** Begin **
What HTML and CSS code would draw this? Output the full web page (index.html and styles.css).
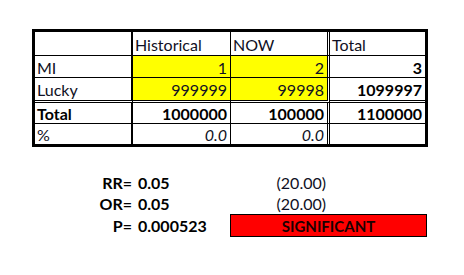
** End **
** Begin **
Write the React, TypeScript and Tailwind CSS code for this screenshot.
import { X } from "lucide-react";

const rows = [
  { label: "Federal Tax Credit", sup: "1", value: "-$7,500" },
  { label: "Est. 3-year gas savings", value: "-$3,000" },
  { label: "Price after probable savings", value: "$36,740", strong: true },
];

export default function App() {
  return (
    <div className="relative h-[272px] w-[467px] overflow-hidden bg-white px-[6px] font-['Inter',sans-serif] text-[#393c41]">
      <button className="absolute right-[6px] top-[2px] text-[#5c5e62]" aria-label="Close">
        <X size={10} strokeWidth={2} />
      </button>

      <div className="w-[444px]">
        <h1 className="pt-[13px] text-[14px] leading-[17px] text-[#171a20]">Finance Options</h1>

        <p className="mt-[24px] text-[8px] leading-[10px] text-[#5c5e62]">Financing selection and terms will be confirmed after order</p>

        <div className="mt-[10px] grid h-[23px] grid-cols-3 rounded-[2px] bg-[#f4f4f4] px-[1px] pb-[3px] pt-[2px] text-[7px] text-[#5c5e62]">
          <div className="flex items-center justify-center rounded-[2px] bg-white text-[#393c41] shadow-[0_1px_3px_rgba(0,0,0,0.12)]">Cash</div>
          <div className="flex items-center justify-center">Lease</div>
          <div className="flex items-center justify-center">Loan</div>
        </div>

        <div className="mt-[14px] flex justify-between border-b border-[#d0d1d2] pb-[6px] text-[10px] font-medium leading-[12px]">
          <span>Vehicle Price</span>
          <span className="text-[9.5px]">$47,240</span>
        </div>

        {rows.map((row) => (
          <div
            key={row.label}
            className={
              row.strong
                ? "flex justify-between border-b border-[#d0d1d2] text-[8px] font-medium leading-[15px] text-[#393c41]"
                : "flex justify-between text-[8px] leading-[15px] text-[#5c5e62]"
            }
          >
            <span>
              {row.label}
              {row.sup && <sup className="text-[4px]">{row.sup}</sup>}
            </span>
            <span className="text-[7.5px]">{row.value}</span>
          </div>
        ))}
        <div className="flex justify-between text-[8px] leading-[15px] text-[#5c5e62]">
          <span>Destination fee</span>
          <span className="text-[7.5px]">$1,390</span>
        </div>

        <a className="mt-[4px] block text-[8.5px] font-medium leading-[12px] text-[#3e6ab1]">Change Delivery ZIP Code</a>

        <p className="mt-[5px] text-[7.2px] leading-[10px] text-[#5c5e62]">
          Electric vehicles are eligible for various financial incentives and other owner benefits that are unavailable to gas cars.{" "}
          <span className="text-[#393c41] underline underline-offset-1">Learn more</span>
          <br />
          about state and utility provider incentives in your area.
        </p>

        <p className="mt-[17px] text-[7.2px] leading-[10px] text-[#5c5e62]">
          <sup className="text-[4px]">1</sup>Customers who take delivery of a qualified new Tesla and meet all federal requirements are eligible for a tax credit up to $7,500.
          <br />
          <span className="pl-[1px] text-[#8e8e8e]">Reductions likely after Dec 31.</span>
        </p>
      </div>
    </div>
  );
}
** End **
** Begin **
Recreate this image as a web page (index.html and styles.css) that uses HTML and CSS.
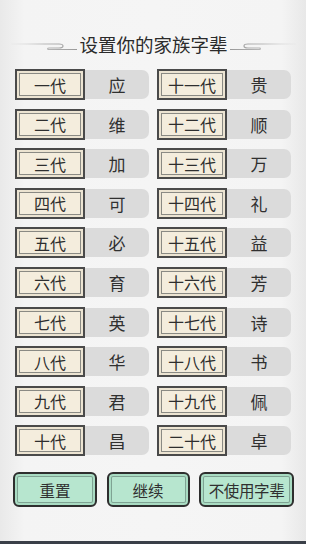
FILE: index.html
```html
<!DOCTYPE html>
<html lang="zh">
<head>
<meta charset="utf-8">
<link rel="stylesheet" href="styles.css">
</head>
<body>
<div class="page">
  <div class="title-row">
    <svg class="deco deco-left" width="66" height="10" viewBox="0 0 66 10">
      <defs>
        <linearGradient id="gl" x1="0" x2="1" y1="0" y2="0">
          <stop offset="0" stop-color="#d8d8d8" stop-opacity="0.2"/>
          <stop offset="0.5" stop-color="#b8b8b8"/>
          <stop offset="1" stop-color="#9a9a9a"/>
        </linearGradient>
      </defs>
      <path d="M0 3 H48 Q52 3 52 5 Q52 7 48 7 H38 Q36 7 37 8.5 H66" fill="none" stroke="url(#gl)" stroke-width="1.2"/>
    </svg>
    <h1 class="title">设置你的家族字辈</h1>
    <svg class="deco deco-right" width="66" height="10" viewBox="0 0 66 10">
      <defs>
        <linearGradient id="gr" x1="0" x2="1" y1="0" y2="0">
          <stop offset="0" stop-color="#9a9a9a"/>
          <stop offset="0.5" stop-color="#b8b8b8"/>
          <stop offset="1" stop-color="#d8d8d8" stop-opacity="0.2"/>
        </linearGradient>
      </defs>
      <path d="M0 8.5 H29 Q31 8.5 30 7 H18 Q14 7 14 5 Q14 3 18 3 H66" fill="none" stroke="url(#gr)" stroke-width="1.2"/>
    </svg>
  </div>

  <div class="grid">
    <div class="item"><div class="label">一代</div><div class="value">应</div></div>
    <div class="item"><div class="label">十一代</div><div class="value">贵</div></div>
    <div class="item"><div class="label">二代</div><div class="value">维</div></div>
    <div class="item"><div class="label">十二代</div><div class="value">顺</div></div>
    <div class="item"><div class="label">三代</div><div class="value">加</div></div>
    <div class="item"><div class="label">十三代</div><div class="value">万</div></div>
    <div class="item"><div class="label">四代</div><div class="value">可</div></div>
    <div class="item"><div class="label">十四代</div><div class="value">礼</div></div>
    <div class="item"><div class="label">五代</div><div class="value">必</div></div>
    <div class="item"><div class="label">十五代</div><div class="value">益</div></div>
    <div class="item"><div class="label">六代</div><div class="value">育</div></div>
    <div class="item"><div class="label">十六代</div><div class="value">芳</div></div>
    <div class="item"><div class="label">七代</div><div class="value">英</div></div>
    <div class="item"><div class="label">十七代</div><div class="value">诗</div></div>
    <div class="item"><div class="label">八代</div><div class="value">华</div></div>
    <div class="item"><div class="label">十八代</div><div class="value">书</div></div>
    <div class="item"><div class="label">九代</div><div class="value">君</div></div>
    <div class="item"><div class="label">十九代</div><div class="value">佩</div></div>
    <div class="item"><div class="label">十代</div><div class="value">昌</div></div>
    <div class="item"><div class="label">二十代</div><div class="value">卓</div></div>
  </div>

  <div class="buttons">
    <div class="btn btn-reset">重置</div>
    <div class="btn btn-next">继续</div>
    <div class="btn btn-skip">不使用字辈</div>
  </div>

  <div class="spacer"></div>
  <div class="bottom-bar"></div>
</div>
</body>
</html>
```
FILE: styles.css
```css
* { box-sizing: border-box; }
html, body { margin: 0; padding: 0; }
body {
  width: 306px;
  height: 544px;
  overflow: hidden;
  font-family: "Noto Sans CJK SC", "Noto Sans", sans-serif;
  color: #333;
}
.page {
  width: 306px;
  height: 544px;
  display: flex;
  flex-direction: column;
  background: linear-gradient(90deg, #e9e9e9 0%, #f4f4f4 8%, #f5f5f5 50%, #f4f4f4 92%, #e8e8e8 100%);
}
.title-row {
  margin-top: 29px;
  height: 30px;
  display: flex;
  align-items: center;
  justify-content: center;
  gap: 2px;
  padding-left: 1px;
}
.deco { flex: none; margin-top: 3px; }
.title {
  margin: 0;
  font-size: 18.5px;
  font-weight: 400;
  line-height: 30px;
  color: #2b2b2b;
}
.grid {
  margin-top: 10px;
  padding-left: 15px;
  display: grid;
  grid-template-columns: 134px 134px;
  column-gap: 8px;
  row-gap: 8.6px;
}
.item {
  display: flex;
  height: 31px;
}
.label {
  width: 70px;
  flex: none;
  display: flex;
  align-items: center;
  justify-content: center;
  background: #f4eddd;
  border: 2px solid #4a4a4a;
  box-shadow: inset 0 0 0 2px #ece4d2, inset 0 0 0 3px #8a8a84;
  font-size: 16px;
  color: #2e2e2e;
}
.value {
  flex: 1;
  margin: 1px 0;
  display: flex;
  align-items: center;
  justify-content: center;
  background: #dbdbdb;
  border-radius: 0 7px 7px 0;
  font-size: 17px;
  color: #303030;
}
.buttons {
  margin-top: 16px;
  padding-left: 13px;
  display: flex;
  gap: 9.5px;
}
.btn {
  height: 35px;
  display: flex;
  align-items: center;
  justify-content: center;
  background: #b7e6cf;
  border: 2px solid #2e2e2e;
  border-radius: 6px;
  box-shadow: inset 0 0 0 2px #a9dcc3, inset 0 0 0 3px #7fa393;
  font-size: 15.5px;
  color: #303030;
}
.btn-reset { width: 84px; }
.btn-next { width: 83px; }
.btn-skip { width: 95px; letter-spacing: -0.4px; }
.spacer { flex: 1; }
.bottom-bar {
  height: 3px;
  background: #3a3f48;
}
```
** End **
**Aim**
Look through the data above. Copy every line with the string "page" in it.

**Reply**
What HTML and CSS code would draw this? Output the full web page (index.html and styles.css).
Recreate this image as a web page (index.html and styles.css) that uses HTML and CSS.
<div class="page">
.page {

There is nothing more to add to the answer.